Same question goes for forced closure of meat shops for the Jain festival. Jains by and large are peaceful, harmony loving people and they would never impose their beliefs, radical though they may be sometime, on others. It was the doing of a BJP politician that this came about.

Why this special treatment to Sindhi ( who are not even a different religion) and Jain sensibilities? Isn’t India supposed to be a secular nation with all Religions getting equal respect?

As per our last sensex India now has 966.3 million Hindus, who make up 79.8 per cent of its population, and 172.2 million Muslims, who make up 14.23 per cent. Among the other minorities, Christians make up 2.3 per cent of the population and Sikhs 1.72 per cent.
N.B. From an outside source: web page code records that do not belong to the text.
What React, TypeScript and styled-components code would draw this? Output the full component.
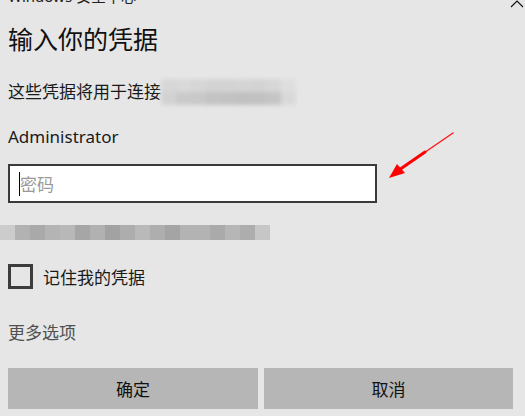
import React from 'react';
import styled, { createGlobalStyle } from 'styled-components';

const GlobalStyle = createGlobalStyle`
  html, body {
    margin: 0;
    padding: 0;
    background: #e6e6e6;
    overflow: hidden;
  }
  body {
    font-family: "Segoe UI", "Noto Sans", "Noto Sans CJK SC", sans-serif;
    color: #1a1a1a;
  }
`;

const Dialog = styled.div`
  position: relative;
  width: 525px;
  height: 416px;
  box-sizing: border-box;
  padding: 0 12px 0 8px;
  background: #e6e6e6;
  overflow: hidden;
  display: flex;
  flex-direction: column;
`;

const TopBar = styled.div`
  display: flex;
  justify-content: space-between;
  align-items: flex-start;
  height: 20px;
  margin-top: -14px;
  margin-right: -12px;
`;

const AppName = styled.div`
  font-size: 15px;
  line-height: 20px;
  color: #222;
`;

const Collapse = styled.svg`
  width: 14px;
  height: 8px;
  margin-top: 14px;
  margin-right: 1px;
`;

const Title = styled.h1`
  margin: 16px 0 0;
  font-size: 25px;
  font-weight: 400;
  line-height: 34px;
  color: #111;
`;

const Line = styled.div<{ $top: number; $muted?: boolean }>`
  margin-top: ${p => p.$top}px;
  font-size: 17px;
  line-height: 24px;
  color: ${p => (p.$muted ? '#505050' : '#1a1a1a')};
  display: flex;
  align-items: center;
`;

const Mosaic = styled.div`
  display: grid;
  grid-template-columns: repeat(9, 15px);
  grid-template-rows: 13px 13px;
  filter: blur(2px);
  opacity: 0.9;
`;

const Cell = styled.div<{ $shade: string }>`
  background: ${p => p.$shade};
`;

const PasswordBox = styled.div`
  margin-top: 15px;
  width: 369px;
  height: 39px;
  box-sizing: border-box;
  border: 2px solid #3a3a3a;
  background: #fff;
  display: flex;
  align-items: center;
  padding-left: 9px;
`;

const Caret = styled.div`
  width: 1px;
  height: 24px;
  background: #000;
`;

const Placeholder = styled.span`
  font-size: 17px;
  color: #9a9a9a;
`;

const PixelStrip = styled.div`
  display: flex;
  margin: 22px 0 0 -8px;
  height: 15px;
`;

const PixelBlock = styled.div<{ $shade: string }>`
  width: 15px;
  height: 15px;
  background: ${p => p.$shade};
`;

const CheckRow = styled.label`
  margin-top: 24px;
  display: flex;
  align-items: center;
  gap: 10px;
  font-size: 17px;
  color: #1a1a1a;
`;

const CheckBox = styled.span`
  width: 25px;
  height: 25px;
  box-sizing: border-box;
  border: 3px solid #3c3c3c;
  background: #e6e6e6;
`;

const Buttons = styled.div`
  margin-top: 23px;
  display: grid;
  grid-template-columns: 250px 249px;
  gap: 6px;
`;

const Button = styled.button`
  height: 41px;
  border: none;
  background: #b6b6b6;
  font-family: inherit;
  font-size: 17px;
  color: #111;
  padding: 0;
`;

const Arrow = styled.svg`
  position: absolute;
  left: 385px;
  top: 130px;
  width: 72px;
  height: 52px;
`;

const topShades = ['#d6d6d6', '#d8d8d8', '#d5d5d5', '#d2d2d2', '#d2d2d2', '#d3d3d3', '#d2d2d2', '#d6d6d6', '#dedede'];
const bottomShades = ['#d0d0d0', '#c8c8c8', '#c6c6c6', '#c0c0c0', '#bfbfbf', '#bdbdbd', '#bebebe', '#c2c2c2', '#d8d8d8'];
const stripShades = [
  '#cccccc', '#b2b2b2', '#a9a9a9', '#b4b4b4', '#b8b8b8', '#a6a6a6', '#b1b1b1', '#a2a2a2', '#adadad',
  '#b9b9b9', '#aeaeae', '#a4a4a4', '#b3b3b3', '#b3b3b3', '#aaaaaa', '#b6b6b6', '#adadad', '#c6c6c6',
];

export default function App() {
  return (
    <>
      <GlobalStyle />
      <Dialog>
        <TopBar>
          <AppName>Windows 安全中心</AppName>
          <Collapse viewBox="0 0 14 8">
            <path d="M1 7 L7 1 L13 7" fill="none" stroke="#111" strokeWidth="1.2" />
          </Collapse>
        </TopBar>
        <Title>输入你的凭据</Title>
        <Line $top={23}>
          这些凭据将用于连接
          <Mosaic>
            {topShades.map((s, i) => <Cell key={'t' + i} $shade={s} />)}
            {bottomShades.map((s, i) => <Cell key={'b' + i} $shade={s} />)}
          </Mosaic>
        </Line>
        <Line $top={20}>Administrator</Line>
        <PasswordBox>
          <Caret />
          <Placeholder>密码</Placeholder>
        </PasswordBox>
        <PixelStrip>
          {stripShades.map((s, i) => <PixelBlock key={i} $shade={s} />)}
        </PixelStrip>
        <CheckRow>
          <CheckBox />
          记住我的凭据
        </CheckRow>
        <Line $top={32} $muted>更多选项</Line>
        <Buttons>
          <Button>确定</Button>
          <Button>取消</Button>
        </Buttons>
        <Arrow viewBox="0 0 72 52">
          <path d="M68 3 L14 40" stroke="#ff1a1a" strokeWidth="1.5" strokeLinecap="round" />
          <path d="M40 22 L14 40" stroke="#ff0000" strokeWidth="3" strokeLinecap="round" />
          <polygon points="4,48 12,34 20,43" fill="#ff0000" />
        </Arrow>
      </Dialog>
    </>
  );
}
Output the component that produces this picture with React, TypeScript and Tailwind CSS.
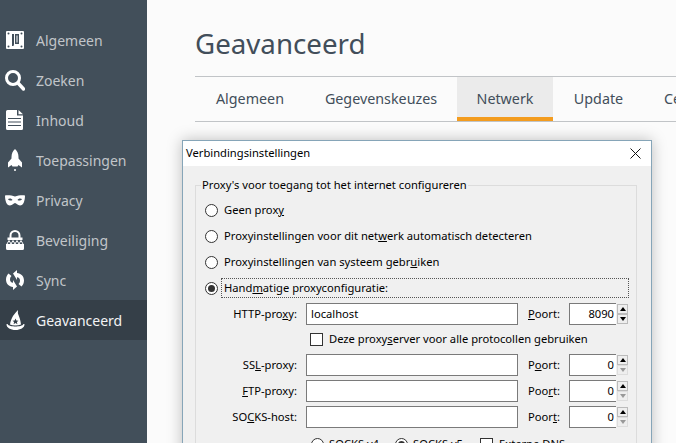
import React from "react";

const ui = "font-['Noto_Sans','Open_Sans',sans-serif]";

function AlgemeenIcon() {
  return (
    <svg width="18" height="18" viewBox="0 0 18 18">
      <path fillRule="evenodd" fill="#fff" d="M1 0h16a1 1 0 0 1 1 1v16a1 1 0 0 1-1 1H1a1 1 0 0 1-1-1V1a1 1 0 0 1 1-1zM6 3v12h1.5L8 13.5V3zm3 0v10h4V3zm1.5 1.5h1v7h-1z" />
      <g fill="#424f5a">
        <circle cx="2.5" cy="2.5" r="1" />
        <circle cx="15.5" cy="2.5" r="1" />
        <circle cx="2.5" cy="15.5" r="1" />
        <circle cx="15.5" cy="15.5" r="1" />
      </g>
    </svg>
  );
}

function SearchIcon() {
  return (
    <svg width="20" height="21" viewBox="0 0 20 21" fill="none" stroke="#fff">
      <circle cx="8" cy="8" r="6.500" strokeWidth="3" />
      <path d="M13 13L18.500 19" strokeWidth="3.400" strokeLinecap="round" />
    </svg>
  );
}

function PageIcon() {
  return (
    <svg width="18" height="20" viewBox="0 0 18 20">
      <path fill="#fff" d="M1.500 0H11v5.500h6V18.500a1.500 1.500 0 0 1-1.500 1.500h-14A1.500 1.500 0 0 1 0 18.500v-17A1.500 1.500 0 0 1 1.500 0zM12.500 0L17 4.200h-4.500z" />
      <path stroke="#424f5a" strokeWidth="1.200" d="M2 8.500h13M2 12h13M2 15.500h13" />
    </svg>
  );
}

function RocketIcon() {
  return (
    <svg width="16" height="23" viewBox="0 0 16 23" fill="#fff">
      <path d="M8 0c2 1.500 3.500 4.500 3.500 8v1.500l3.500 4v5l-3.500-2.500-1 1.500h-5l-1-1.500L1 18.500v-5l3.500-4V8C4.500 4.500 6 1.500 8 0z" />
      <circle cx="8" cy="21" r="1" />
    </svg>
  );
}

function MaskIcon() {
  return (
    <svg width="20" height="11" viewBox="0 0 20 11">
      <path fillRule="evenodd" fill="#fff" d="M0 .5C3 0 7 .5 10 1.500 13 .5 17 0 20 .5c0 5-1.500 10-5 10-2.500 0-3.500-2.500-5-2.500s-2.500 2.500-5 2.500c-3.500 0-5-5-5-10zM3 4c.5 1.500 3 2 4.500 1C7 3.500 4.500 3 3 4zm14 0c-1.500-1-4-.5-4.500 1 1.500 1 4 .5 4.500-1z" />
    </svg>
  );
}

function LockIcon() {
  return (
    <svg width="18" height="20" viewBox="0 0 18 20">
      <path fill="none" stroke="#fff" strokeWidth="2" d="M4.500 8V5.500a4.500 4.500 0 0 1 9 0V8" />
      <path fill="#fff" d="M1.500 7.500h15V10H1.500zM0 14h18v4.500a1.500 1.500 0 0 1-1.500 1.500h-15A1.500 1.500 0 0 1 0 18.500z" />
      <path stroke="#fff" strokeWidth="1" d="M1 14l2-3.500 2 3.500 2-3.500 2 3.500 2-3.500 2 3.500 2-3.500 2 3.500" fill="none" />
    </svg>
  );
}

function SyncIcon() {
  return (
    <svg width="20" height="20" viewBox="0 0 20 20" fill="#fff">
      <path d="M8 3.500L12 0v3C16 3.500 19 6 19 10.500c0 2.500-1 4.500-2.500 6L13.500 14c1-1 1.500-2 1.500-3.500 0-2-1.200-3-3-3.300V10z" />
      <path d="M12 16.500L8 20v-3C4 16.500 1 14 1 9.500c0-2.500 1-4.500 2.500-6L6.500 6C5.500 7 5 8 5 9.500c0 2 1.200 3 3 3.300V10z" />
    </svg>
  );
}

function HatIcon() {
  return (
    <svg width="21" height="20" viewBox="0 0 21 20">
      <path fill="#fff" d="M8 6C9.500 4 11 2 13 0c0 2-.5 3 .5 5 1 2.500 2 5 2.500 9.500-3.500 1.200-8 1.200-11 0C5.500 11 6.500 8.500 8 6z" />
      <path fill="#fff" d="M1.500 14.500c0-.5.500-.5 1-.5.500 1.800 5 2.500 8 2.500s7.500-.7 8-2.500c.5 0 1 0 1 .5 0 3-4 5.500-9 5.500s-9-2.500-9-5.500z" />
      <path fill="#353f48" d="M10.500 8.500l.9 2 2.100.2-1.600 1.400.5 2.100-1.900-1.100-1.900 1.100.5-2.100-1.600-1.400 2.100-.2z" />
    </svg>
  );
}

const nav: { label: string; icon: React.ReactNode; active?: boolean }[] = [
  { label: "Algemeen", icon: <AlgemeenIcon /> },
  { label: "Zoeken", icon: <SearchIcon /> },
  { label: "Inhoud", icon: <PageIcon /> },
  { label: "Toepassingen", icon: <RocketIcon /> },
  { label: "Privacy", icon: <MaskIcon /> },
  { label: "Beveiliging", icon: <LockIcon /> },
  { label: "Sync", icon: <SyncIcon /> },
  { label: "Geavanceerd", icon: <HatIcon />, active: true },
];

function Radio({ checked }: { checked?: boolean }) {
  return (
    <span className="flex h-[13px] w-[13px] shrink-0 items-center justify-center rounded-full border border-[#333] bg-white">
      {checked && <span className="h-[7px] w-[7px] rounded-full bg-[#333]" />}
    </span>
  );
}

function Spinner({ disabled }: { disabled?: boolean }) {
  return (
    <span className="ml-px flex h-[20px] w-[11px] flex-col justify-between">
      <span className="flex h-[10px] items-center justify-center border border-[#bbb] bg-[#eee]">
        <span className="h-0 w-0 border-x-[3px] border-b-[4px] border-x-transparent border-b-black" />
      </span>
      <span className={"flex h-[10px] items-center justify-center border bg-[#eee] " + (disabled ? "border-[#ddd]" : "border-[#bbb]")}>
        <span className={"h-0 w-0 border-x-[3px] border-t-[4px] border-x-transparent " + (disabled ? "border-t-[#999]" : "border-t-black")} />
      </span>
    </span>
  );
}

function ProxyRow({ label, value, port, disabled, className }: { label: React.ReactNode; value?: string; port: React.ReactNode; disabled?: boolean; className?: string }) {
  return (
    <div className={"flex h-[22px] items-center " + (className ?? "")}>
      <span className="w-[93px] text-right">{label}</span>
      <span className="ml-[9px] flex h-[22px] w-[212px] items-center border border-[#7a7a7a] bg-white px-[4px]">{value}</span>
      <span className="ml-[10px] w-[41px]">{port}</span>
      <span className="flex h-[22px] w-[47px] items-center justify-end border border-[#7a7a7a] border-r-0 bg-white pr-[2px]">{disabled ? "0" : "8090"}</span>
      <Spinner disabled={disabled} />
    </div>
  );
}

export default function App() {
  return (
    <div className={"relative flex h-[443px] w-[676px] overflow-hidden bg-[#fbfbfb] " + ui}>
      <aside className="w-[147px] shrink-0 bg-[#424f5a] pt-[20px]">
        {nav.map((n) => (
          <div
            key={n.label}
            className={"flex h-[40px] items-center " + (n.active ? "bg-[#353f48] text-[#f2f3f4]" : "text-[#c1c5c9]")}
          >
            <span className="flex w-[36px] shrink-0 justify-center pl-[1px] pr-[7px]">{n.icon}</span>
            <span className="pt-px text-[14px]">{n.label}</span>
          </div>
        ))}
      </aside>

      <main className="min-w-0 flex-1 pl-[48px] text-[#424e5a]">
        <h1 className="pt-[22px] text-[27.7px] leading-[43px]">Geavanceerd</h1>
        <div className="mt-[11px] flex h-[46px] border-y border-[#c1c4c7] text-[14.3px]">
          <span className="flex w-[110px] shrink-0 items-center justify-center">Algemeen</span>
          <span className="flex w-[152px] shrink-0 items-center justify-center">Gegevenskeuzes</span>
          <span className="flex w-[96px] shrink-0 items-center justify-center border-b-[4px] border-[#f39c1f] bg-[#ebebeb] pt-[4px]">Netwerk</span>
          <span className="flex w-[91px] shrink-0 items-center justify-center">Update</span>
          <span className="flex shrink-0 items-center pl-[20px]">Certificaten</span>
        </div>
      </main>

      {/* dialog over the page */}
      <div className="absolute left-[182px] top-[140px] h-[320px] w-[470px] border border-[#86a5b8] bg-[#f0f0f0] text-[11.2px] text-black shadow-[0_0_14px_rgba(0,0,0,0.25)]">
        <div className="flex h-[25px] items-center justify-between bg-white pl-[3px] pr-[10px]">
          <span>Verbindingsinstellingen</span>
          <svg width="11" height="11" viewBox="0 0 11 11" stroke="#111" strokeWidth="1">
            <path d="M.5.5l10 10M10.500.5l-10 10" />
          </svg>
        </div>
        <div className="relative ml-[12px] mr-[14px] mt-[19px] h-[280px] border border-[#dcdcdc] px-[8px] pt-[11px]">
          <span className="absolute -top-[9px] left-[5px] bg-[#f0f0f0] px-[1px]">Proxy's voor toegang tot het internet configureren</span>
          <div className="flex h-[26px] items-center gap-[6px] pl-[1px]">
            <Radio />
            <span>Geen prox<u>y</u></span>
          </div>
          <div className="flex h-[26px] items-center gap-[6px] pl-[1px]">
            <Radio />
            <span>Proxyinstellingen voor dit net<u>w</u>erk automatisch detecteren</span>
          </div>
          <div className="flex h-[26px] items-center gap-[6px] pl-[1px]">
            <Radio />
            <span>Proxyinstellingen van systeem gebr<u>u</u>iken</span>
          </div>
          <div className="flex h-[26px] items-center gap-[6px] pl-[1px]">
            <Radio checked />
            <span className="-ml-[3px] -mr-px flex h-[20px] flex-1 items-center border border-dotted border-[#555] pl-[2px]">
              Hand<u>m</u>atige proxyconfiguratie:
            </span>
          </div>
          <ProxyRow className="mt-[2px]" label={<>HTTP-pro<u>x</u>y:</>} value="localhost" port={<><u>P</u>oort:</>} />
          <div className="flex h-[29px] items-center gap-[6px] pl-[106px]">
            <span className="h-[13px] w-[13px] shrink-0 border border-[#333] bg-white" />
            <span>Deze proxy<u>s</u>erver voor alle protocollen gebruiken</span>
          </div>
          <ProxyRow label={<>SS<u>L</u>-proxy:</>} port={<>P<u>o</u>ort:</>} disabled />
          <ProxyRow className="mt-[4px]" label={<><u>F</u>TP-proxy:</>} port={<>Poo<u>r</u>t:</>} disabled />
          <ProxyRow className="mt-[4px]" label={<>SO<u>C</u>KS-host:</>} port={<>Poor<u>t</u>:</>} disabled />
          <div className="mt-[7px] flex h-[18px] items-center pl-[107px]">
            <Radio />
            <span className="ml-[5px] w-[66px]">SOCKS v4</span>
            <Radio checked />
            <span className="ml-[5px] w-[67px]">SOCKS v5</span>
            <span className="h-[13px] w-[13px] border border-[#333] bg-white" />
            <span className="ml-[6px]">Externe DNS</span>
          </div>
        </div>
      </div>
    </div>
  );
}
Jainism followers are less in number than Sikh.

Many Hindus fast during the two Navratris that come before Dashera and Ram Navami – so why don’t we impose this restriction then?

Muslims, who comprise about 15% of our population and are our largest minority fast during the holy month of Ramzan. They do not even drink water during the day. So, by the same logic as we follow for Paryushan, the Jain festival, why don’t we keep meat AND vegetable shops closed for the month?
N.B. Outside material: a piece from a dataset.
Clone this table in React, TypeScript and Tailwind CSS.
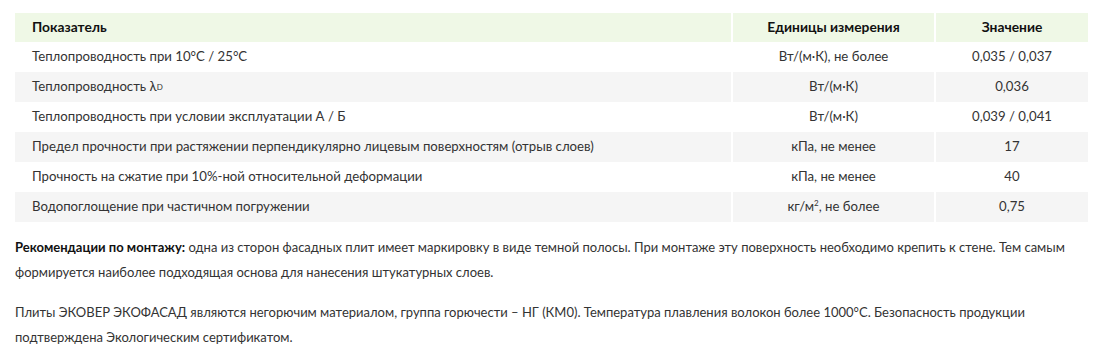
import React from "react";

const rows: [React.ReactNode, React.ReactNode, string][] = [
  ["Теплопроводность при 10°C / 25°C", "Вт/(м·К), не более", "0,035 / 0,037"],
  [
    <>
      Теплопроводность λ<span className="text-[8px] align-baseline">D</span>
    </>,
    "Вт/(м·К)",
    "0,036",
  ],
  ["Теплопроводность при условии эксплуатации А / Б", "Вт/(м·К)", "0,039 / 0,041"],
  [
    "Предел прочности при растяжении перпендикулярно лицевым поверхностям (отрыв слоев)",
    "кПа, не менее",
    "17",
  ],
  ["Прочность на сжатие при 10%-ной относительной деформации", "кПа, не менее", "40"],
  [
    "Водопоглощение при частичном погружении",
    <>
      кг/м<sup className="text-[8px]">2</sup>, не более
    </>,
    "0,75",
  ],
];

export default function App() {
  return (
    <div
      className="w-[1100px] h-[355px] bg-white px-[15px] pt-[13px] text-[#333333]"
      style={{ fontFamily: "Lato, 'Noto Sans', sans-serif" }}
    >
      <div className="grid grid-cols-[716px_201px_152px] gap-x-[2px] text-[13.2px]">
        <div className="bg-[#eff8e6] h-[29px] flex items-center pl-[17px] font-bold text-[13.8px] text-[#111]">Показатель</div>
        <div className="bg-[#eff8e6] h-[29px] flex items-center justify-center font-bold text-[13.8px] text-[#111]">Единицы измерения</div>
        <div className="bg-[#eff8e6] h-[29px] flex items-center justify-center font-bold text-[13.8px] text-[#111]">Значение</div>
        {rows.map((r, i) => {
          const bg = i % 2 === 1 ? "bg-[#f5f5f5]" : "bg-white";
          return (
            <React.Fragment key={i}>
              <div className={`${bg} h-[30px] flex items-center pl-[17px]`}>{r[0]}</div>
              <div className={`${bg} h-[30px] flex items-center justify-center`}>{r[1]}</div>
              <div className={`${bg} h-[30px] flex items-center justify-center`}>{r[2]}</div>
            </React.Fragment>
          );
        })}
      </div>
      <div className="mt-[13px] text-[13px] leading-[25px]">
        <p>
          <span className="whitespace-nowrap">
            <b className="text-[#111]">Рекомендации по монтажу:</b> одна из сторон фасадных плит имеет маркировку в
            виде темной полосы. При монтаже эту поверхность необходимо крепить к стене. Тем самым
          </span>
          <br />
          формируется наиболее подходящая основа для нанесения штукатурных слоев.
        </p>
        <p className="mt-[15px]">
          <span className="whitespace-nowrap">
            Плиты ЭКОВЕР ЭКОФАСАД являются негорючим материалом, группа горючести – НГ (КМ0). Температура плавления
            волокон более 1000°С. Безопасность продукции
          </span>
          <br />
          подтверждена Экологическим сертификатом.
        </p>
      </div>
    </div>
  );
}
Christians who make up 2.3% of our population do not eat non veg during the period of Lent, which is an approximately 6 weeks period when they are in mourning.

As a show of solidarity with them, why not keep abattoirs ( butcheries) closed for this period also?

We, by this means our elected governments, often forget that India has sworn itself to be secular. The exact words of the pre amble to our Constitution read :
WE, THE PEOPLE OF INDIA, having solemnly resolved to constitute India into a SOVEREIGN, SOCIALIST, SECULAR ,DEMOCRATIC, REPUBLIC and to secure all its citizens: Justice, Liberty, Equality and Fraternity.

Explaining these four principles, Dr. Ambedkar said:

“it was, indeed, a way of life, which recognizes liberty, equality and fraternity as the principles of life and which cannot be divorced from each other: Liberty cannot be divorced from equality; equality cannot be divorced from liberty. Nor can liberty and equality be divorced from fraternity. Without equality, liberty would produce the supremacy of the few over the many. Equality without liberty would kill individual initiative. Without fraternity, liberty and equality could not become a natural course of things.”

Please note the words – Without equality, liberty would produce the supremacy of the few over the many.

Are we now seeing an age of supremacy of the many over the few? Or the many showing favoritism to a select few – the few of their choosing?

We must ponder over these important points when we blindly accept these ‘edicts’ of our elected representatives. We elect them to serve us, not lord over us and restrict ‘bans’ of all kinds.

The question is not just about food – when we can eat meat and when we cannot? Or eat what meat for that matter!
The larger principle of our adherence to our own stated ideals is at stake here.
Do we Indians, really cherish and follow the principles of our Constitution or not?
It was a constitution given to us by a very wise committee after months of deliberations, discussions and debate.
We, and our so called leaders, have no right to flout it at their whim and fancy.